▸ **PROBLEM DESCRIPTION**
Quote the material below exactly as written, from the first line to the line that holds "import React from", endpoints included.

▸ **INFORMATION SHOWN**
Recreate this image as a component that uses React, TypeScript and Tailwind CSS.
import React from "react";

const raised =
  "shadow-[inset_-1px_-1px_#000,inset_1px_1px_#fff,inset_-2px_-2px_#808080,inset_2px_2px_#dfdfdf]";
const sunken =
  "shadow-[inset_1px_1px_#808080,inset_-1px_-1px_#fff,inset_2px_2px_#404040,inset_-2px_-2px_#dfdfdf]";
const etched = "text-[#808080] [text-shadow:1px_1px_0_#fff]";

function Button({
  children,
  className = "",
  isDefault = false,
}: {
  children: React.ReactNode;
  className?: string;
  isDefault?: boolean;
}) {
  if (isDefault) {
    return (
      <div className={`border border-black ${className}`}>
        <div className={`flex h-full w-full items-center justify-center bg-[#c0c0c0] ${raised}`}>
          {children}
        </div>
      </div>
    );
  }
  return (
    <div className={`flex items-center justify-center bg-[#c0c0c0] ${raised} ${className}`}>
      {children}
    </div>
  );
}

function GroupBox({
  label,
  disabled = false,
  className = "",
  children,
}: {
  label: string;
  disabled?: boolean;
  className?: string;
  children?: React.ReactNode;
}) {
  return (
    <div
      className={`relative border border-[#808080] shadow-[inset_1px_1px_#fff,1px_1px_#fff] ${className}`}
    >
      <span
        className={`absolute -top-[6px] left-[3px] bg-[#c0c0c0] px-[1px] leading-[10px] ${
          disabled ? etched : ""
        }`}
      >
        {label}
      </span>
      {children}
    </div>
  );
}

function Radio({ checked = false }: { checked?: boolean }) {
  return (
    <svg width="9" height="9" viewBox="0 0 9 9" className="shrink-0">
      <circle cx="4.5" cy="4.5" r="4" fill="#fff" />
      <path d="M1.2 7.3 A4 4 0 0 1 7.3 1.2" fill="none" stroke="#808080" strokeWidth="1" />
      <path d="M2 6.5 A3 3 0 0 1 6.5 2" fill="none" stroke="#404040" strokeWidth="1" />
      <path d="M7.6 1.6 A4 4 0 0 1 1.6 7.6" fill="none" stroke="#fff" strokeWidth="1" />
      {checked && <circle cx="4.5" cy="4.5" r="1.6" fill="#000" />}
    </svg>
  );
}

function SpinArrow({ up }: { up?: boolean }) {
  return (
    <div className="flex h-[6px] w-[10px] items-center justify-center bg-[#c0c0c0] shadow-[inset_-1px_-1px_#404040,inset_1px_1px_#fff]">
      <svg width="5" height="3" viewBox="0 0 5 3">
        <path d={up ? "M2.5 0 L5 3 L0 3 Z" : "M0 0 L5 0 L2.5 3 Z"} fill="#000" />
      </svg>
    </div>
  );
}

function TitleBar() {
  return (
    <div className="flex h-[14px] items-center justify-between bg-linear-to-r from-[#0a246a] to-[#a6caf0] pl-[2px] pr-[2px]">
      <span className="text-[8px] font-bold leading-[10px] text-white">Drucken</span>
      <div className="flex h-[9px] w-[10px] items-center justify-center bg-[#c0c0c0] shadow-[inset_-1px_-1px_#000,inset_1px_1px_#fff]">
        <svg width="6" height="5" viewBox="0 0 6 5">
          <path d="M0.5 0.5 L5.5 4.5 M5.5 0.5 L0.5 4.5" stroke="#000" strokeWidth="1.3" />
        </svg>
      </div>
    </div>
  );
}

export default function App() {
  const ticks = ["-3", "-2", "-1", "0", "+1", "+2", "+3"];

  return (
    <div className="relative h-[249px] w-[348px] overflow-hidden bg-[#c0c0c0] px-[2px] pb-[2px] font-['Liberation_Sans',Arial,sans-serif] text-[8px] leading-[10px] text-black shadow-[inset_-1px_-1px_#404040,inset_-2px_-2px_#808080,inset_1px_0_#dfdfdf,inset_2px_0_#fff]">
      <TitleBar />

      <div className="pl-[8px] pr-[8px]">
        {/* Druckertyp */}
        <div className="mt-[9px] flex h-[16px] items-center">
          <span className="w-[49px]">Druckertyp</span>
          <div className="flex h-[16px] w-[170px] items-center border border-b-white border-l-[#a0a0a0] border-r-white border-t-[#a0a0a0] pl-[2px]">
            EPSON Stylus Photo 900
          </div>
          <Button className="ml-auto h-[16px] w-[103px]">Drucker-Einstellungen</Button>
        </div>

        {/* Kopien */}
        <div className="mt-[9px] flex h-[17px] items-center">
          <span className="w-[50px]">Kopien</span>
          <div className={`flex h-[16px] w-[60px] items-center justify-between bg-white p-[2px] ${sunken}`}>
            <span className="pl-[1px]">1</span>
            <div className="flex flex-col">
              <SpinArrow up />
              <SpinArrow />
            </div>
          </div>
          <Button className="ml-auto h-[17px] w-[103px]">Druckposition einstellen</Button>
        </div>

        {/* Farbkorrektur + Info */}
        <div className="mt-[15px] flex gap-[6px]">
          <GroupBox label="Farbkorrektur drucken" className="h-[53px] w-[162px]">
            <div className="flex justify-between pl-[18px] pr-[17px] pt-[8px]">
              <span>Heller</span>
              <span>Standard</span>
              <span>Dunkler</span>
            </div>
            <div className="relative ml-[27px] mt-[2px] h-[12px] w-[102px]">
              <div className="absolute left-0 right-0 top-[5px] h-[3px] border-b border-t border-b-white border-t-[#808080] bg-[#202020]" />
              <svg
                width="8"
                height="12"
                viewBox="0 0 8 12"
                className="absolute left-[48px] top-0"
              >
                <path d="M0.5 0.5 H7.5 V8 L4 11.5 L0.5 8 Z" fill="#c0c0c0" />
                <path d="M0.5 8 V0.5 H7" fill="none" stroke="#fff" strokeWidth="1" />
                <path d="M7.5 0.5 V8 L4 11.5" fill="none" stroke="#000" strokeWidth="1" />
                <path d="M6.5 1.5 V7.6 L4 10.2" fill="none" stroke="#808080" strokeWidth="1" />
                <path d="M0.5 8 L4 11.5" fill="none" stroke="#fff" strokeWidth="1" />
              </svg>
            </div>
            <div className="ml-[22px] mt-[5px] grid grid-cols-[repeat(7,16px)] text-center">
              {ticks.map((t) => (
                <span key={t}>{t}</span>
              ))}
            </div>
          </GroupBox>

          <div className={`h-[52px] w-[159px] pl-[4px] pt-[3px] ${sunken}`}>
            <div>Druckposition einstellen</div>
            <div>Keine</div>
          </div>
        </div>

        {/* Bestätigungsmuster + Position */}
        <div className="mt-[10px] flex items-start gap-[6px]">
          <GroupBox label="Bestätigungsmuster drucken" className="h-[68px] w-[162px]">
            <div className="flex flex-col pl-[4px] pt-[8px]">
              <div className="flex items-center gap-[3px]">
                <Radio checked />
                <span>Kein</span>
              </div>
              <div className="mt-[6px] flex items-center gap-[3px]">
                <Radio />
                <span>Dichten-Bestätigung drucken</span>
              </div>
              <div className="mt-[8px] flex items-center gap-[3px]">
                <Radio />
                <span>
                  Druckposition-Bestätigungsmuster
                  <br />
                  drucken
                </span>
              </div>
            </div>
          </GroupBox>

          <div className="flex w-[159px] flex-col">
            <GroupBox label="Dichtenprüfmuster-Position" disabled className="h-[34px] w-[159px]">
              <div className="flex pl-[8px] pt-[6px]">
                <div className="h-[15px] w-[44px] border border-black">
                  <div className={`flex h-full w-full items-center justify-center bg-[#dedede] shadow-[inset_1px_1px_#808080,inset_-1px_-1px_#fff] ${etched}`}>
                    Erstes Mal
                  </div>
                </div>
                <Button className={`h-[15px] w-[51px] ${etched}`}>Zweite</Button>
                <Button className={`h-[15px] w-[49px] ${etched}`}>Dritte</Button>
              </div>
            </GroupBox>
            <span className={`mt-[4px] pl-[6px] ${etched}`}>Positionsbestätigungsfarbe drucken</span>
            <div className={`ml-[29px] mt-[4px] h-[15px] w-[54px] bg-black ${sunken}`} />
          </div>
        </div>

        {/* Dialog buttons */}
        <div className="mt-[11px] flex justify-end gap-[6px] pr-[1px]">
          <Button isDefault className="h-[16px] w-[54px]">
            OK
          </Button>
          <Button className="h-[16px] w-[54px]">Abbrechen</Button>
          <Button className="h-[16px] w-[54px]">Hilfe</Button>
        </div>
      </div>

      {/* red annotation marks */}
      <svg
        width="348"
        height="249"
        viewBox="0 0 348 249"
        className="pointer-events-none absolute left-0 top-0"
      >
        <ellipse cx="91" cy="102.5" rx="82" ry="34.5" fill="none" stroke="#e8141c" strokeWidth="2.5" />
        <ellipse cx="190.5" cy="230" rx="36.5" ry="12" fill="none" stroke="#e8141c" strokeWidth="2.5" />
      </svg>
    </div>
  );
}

▸ **COMPLETE ANSWER**
Recreate this image as a component that uses React, TypeScript and Tailwind CSS.
import React from "react";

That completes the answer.